The major beneficiary of Mr. Toledo's troubles is Alan García, the runner-up in the 2001 election. During his presidency, from 1985 to 1990, corruption reached new heights and the economy floundered under hyperinflation, but he now casts himself as a remade reformer.

In a recent trip to the United States, he assured Wall Street analysts and those attending a forum at the Inter-American Dialogue, a policy group in Washington, that he was not the same president who stopped payments on Peru's foreign debt. "He gave no sense of the old García," said Michael Shifter, a senior policy analyst at the group.

Some things do tilt toward Mr. Toledo, analysts say.

Mr. García, like many Peruvian politicians, is still seen by many Peruvians as part of the old political class that plundered the country. There is a dearth respected, rival politicians, and losing the leadership in Congress may help him share the blame for Peru's troubles with other parties.
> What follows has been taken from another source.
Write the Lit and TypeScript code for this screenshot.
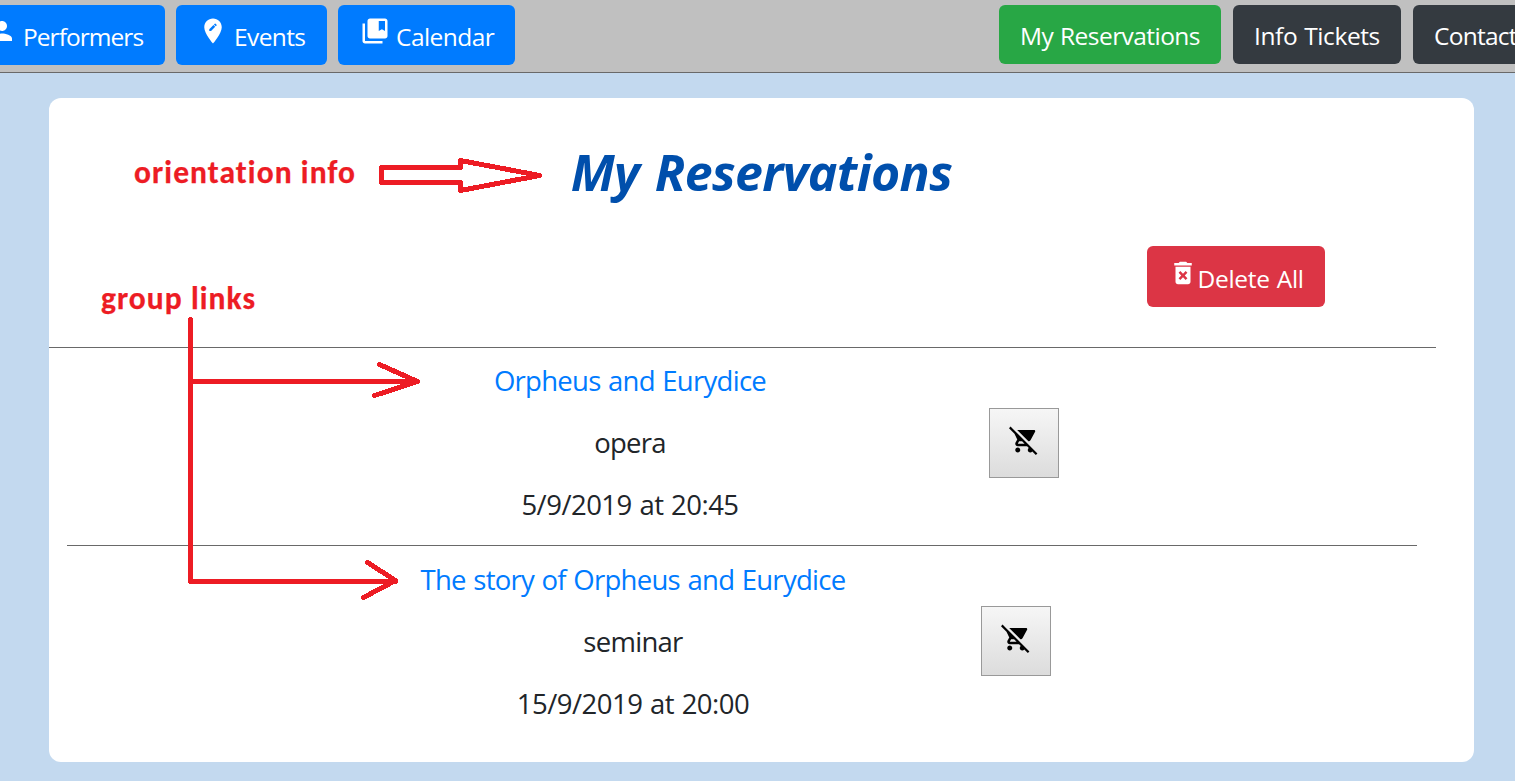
import { LitElement, html, css, svg } from "lit";
import { customElement } from "lit/decorators.js";

const ICONS = {
  person: "M12 12c2.21 0 4-1.79 4-4s-1.79-4-4-4-4 1.79-4 4 1.79 4 4 4zm0 2c-2.67 0-8 1.34-8 4v2h16v-2c0-2.66-5.33-4-8-4z",
  place: "M12 2C8.14 2 5 5.14 5 9c0 5.25 7 13 7 13s7-7.75 7-13c0-3.86-3.14-7-7-7zm-1.56 10H9v-1.44l3.35-3.34 1.43 1.43L10.44 12zm4.45-4.45l-.7.7-1.44-1.44.7-.7c.15-.15.39-.15.54 0l.9.9c.15.15.15.39 0 .54z",
  bookmark: "M4 6H2v14c0 1.1.9 2 2 2h14v-2H4V6zM20 2H8c-1.1 0-2 .9-2 2v12c0 1.1.9 2 2 2h12c1.1 0 2-.9 2-2V4c0-1.1-.9-2-2-2zm0 10l-2.5-1.5L15 12V4h5v8z",
  trash: "M6 19c0 1.1.9 2 2 2h8c1.1 0 2-.9 2-2V7H6v12zm2.46-7.12l1.41-1.41L12 12.59l2.12-2.12 1.41 1.41L13.41 14l2.12 2.12-1.41 1.41L12 15.41l-2.12 2.12-1.41-1.41L10.59 14l-2.13-2.12zM15.5 4l-1-1h-5l-1 1H5v2h14V4z",
  cartOff: "M22.73 22.73L2.77 2.77 2 2l-.73-.73L0 2.54l4.39 4.39 2.21 4.66-1.35 2.45c-.16.28-.25.61-.25.96 0 1.1.9 2 2 2h7.46l1.38 1.38c-.5.36-.83.95-.83 1.62 0 1.1.89 2 1.99 2 .67 0 1.26-.33 1.62-.84L21.46 24l1.27-1.27zM7.42 15c-.14 0-.25-.11-.25-.25l.03-.12.9-1.63h2.36l2 2H7.42zm8.13-2c.75 0 1.41-.41 1.75-1.03l3.58-6.49c.08-.14.12-.31.12-.48 0-.55-.45-1-1-1H6.54l9.01 9zM7 18c-1.1 0-1.99.9-1.99 2S5.9 22 7 22s2-.9 2-2-.9-2-2-2z",
};

const icon = (name: keyof typeof ICONS) =>
  html`<svg class="icon" viewBox="0 0 24 24">${svg`<path d=${ICONS[name]}></path>`}</svg>`;

@customElement("app-root")
export class AppRoot extends LitElement {
  static styles = css`
    :host {
      display: block;
      position: relative;
      width: 100%;
      height: 781px;
      overflow: hidden;
      background: #c3d9ef;
      font-family: "Open Sans", "Noto Sans", sans-serif;
      color: #212529;
    }
    * { box-sizing: border-box; }
    .bar {
      display: flex;
      justify-content: space-between;
      height: 73px;
      padding-top: 5px;
      background: #c0c0c0;
      border-bottom: 1px solid #696969;
    }
    .group { display: flex; gap: 11px; margin-left: -35px; }
    .group.right { gap: 12px; margin: 0 -20px 0 0; }
    .btn {
      display: flex;
      height: 60px;
      padding: 0 0 0 22px;
      border: 0;
      border-radius: 6px;
      color: #fff;
      font: 24.5px/34px "Open Sans", "Noto Sans", sans-serif;
      white-space: nowrap;
      flex: none;
    }
    .btn .icon { margin-top: 10.5px; }
    .btn span { margin-top: 15px; }
    .right .btn { height: 59px; padding-left: 21px; }
    .right .btn span { margin-top: 14px; }
    .icon { width: 30px; height: 30px; fill: currentColor; flex: none; display: block; }
    .primary { background: #007bff; }
    .success { background: #28a745; }
    .dark { background: #343a40; }
    .danger { background: #dc3545; }
    .performers { width: 200px; }
    .performers span { margin-left: 6px; letter-spacing: -0.95px; }
    .events { width: 151px; }
    .events span { margin-left: 6px; letter-spacing: -0.6px; }
    .calendar { width: 177px; }
    .calendar span { margin-left: 6px; letter-spacing: -0.55px; }
    .mine { width: 222px; }
    .mine span { letter-spacing: -0.55px; word-spacing: 1px; }
    .info { width: 168px; }
    .info span { letter-spacing: -0.4px; word-spacing: 1px; }
    .contact { width: 122px; }
    .contact span { letter-spacing: -0.75px; }

    .card {
      width: 1425px;
      height: 664px;
      margin: 25px 0 0 49px;
      border-radius: 12px;
      background: #fff;
    }
    h1 {
      margin: 0;
      padding-top: 39px;
      height: 148px;
      text-align: center;
      font: italic 700 50px/70px "Open Sans", "Noto Sans", sans-serif;
      color: #004fac;
      letter-spacing: -0.6px;
      word-spacing: 3px;
    }
    .actions {
      display: flex;
      justify-content: flex-end;
      height: 101px;
      padding-right: 149px;
    }
    .delete { width: 178px; height: 61px; padding-left: 20.5px; }
    .delete .icon { margin-top: 12px; }
    .delete span { margin-top: 16px; letter-spacing: -0.3px; word-spacing: 1px; }
    .row {
      display: flex;
      border-top: 1px solid #696969;
    }
    .first { width: 1387px; height: 198px; padding: 12px 0 0 222px; }
    .second { width: 1350px; height: 198px; margin-left: 18px; padding: 13px 0 0 218px; }
    .details {
      display: flex;
      flex-direction: column;
      gap: 20px;
      align-items: center;
      font-size: 27.5px;
      line-height: 42px;
      letter-spacing: -0.72px;
      word-spacing: 1px;
      white-space: nowrap;
    }
    .details a { color: #007bff; text-decoration: none; }
    .first .details { width: 718px; }
    .second .details { width: 696px; }
    .details .date { letter-spacing: -0.52px; }
    .remove {
      display: flex;
      align-items: flex-start;
      justify-content: center;
      width: 70px;
      height: 70px;
      margin-top: 48px;
      padding: 16px 0 0;
      border: 1px solid #999;
      background: linear-gradient(#f6f6f6, #dcdcdc);
      color: #000;
    }
    .second .remove { margin-top: 47px; }
    .notes {
      position: absolute;
      inset: 0;
      width: 1515px;
      height: 781px;
      pointer-events: none;
    }
    .strokes {
      fill: none;
      stroke: #ed1c24;
      stroke-width: 5;
      stroke-linecap: round;
      stroke-linejoin: round;
      shape-rendering: crispEdges;
    }
    .label {
      font: 700 31.5px "Carlito", "Lato", sans-serif;
      font-variant-ligatures: none;
      fill: #ed1c24;
      stroke: #ed1c24;
      stroke-width: 0.25;
    }
  `;

  render() {
    return html`
      <nav class="bar">
        <div class="group">
          <button class="btn primary performers">${icon("person")}<span>Performers</span></button>
          <button class="btn primary events">${icon("place")}<span>Events</span></button>
          <button class="btn primary calendar">${icon("bookmark")}<span>Calendar</span></button>
        </div>
        <div class="group right">
          <button class="btn success mine"><span>My Reservations</span></button>
          <button class="btn dark info"><span>Info Tickets</span></button>
          <button class="btn dark contact"><span>Contact</span></button>
        </div>
      </nav>
      <main class="card">
        <h1>My Reservations</h1>
        <div class="actions">
          <button class="btn danger delete">${icon("trash")}<span>Delete All</span></button>
        </div>
        <section class="row first">
          <div class="details">
            <a>Orpheus and Eurydice</a>
            <span>opera</span>
            <span class="date">5/9/2019 at 20:45</span>
          </div>
          <button class="remove">${icon("cartOff")}</button>
        </section>
        <section class="row second">
          <div class="details">
            <a>The story of Orpheus and Eurydice</a>
            <span>seminar</span>
            <span class="date">15/9/2019 at 20:00</span>
          </div>
          <button class="remove">${icon("cartOff")}</button>
        </section>
      </main>
      <svg class="notes" viewBox="0 0 1515 781">
        <g class="strokes">
          <path d="M381.5 167.5H460.500V160.500L539.500 175.500L460.500 190.500V182.500H381.500Z"></path>
          <path d="M190.500 319.500V581.500H395.500M190.500 381.500H417.500"></path>
          <path d="M379.500 364.500L417.500 381.500L374.500 395.500"></path>
          <path d="M367.500 562.500L395.500 580.500L363.500 597.500"></path>
        </g>
        <text class="label" x="134" y="183" textLength="221">orientation info</text>
        <text class="label" x="101" y="309" textLength="154">group links</text>
      </svg>
    `;
  }
}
Then there is the possibility that Peruvians may not want the uncertainty that is likely if the president is thrown out before his term ends, especially so soon after the end of Mr. Fujimori's rule in 2000.

Mr. Toledo won the presidency in 2001, a year after an interim government took over from Mr. Fujimori. Mr. Fujimori is now in exile in Japan, his ancestral homeland, avoiding charges of directing death squads and corruption.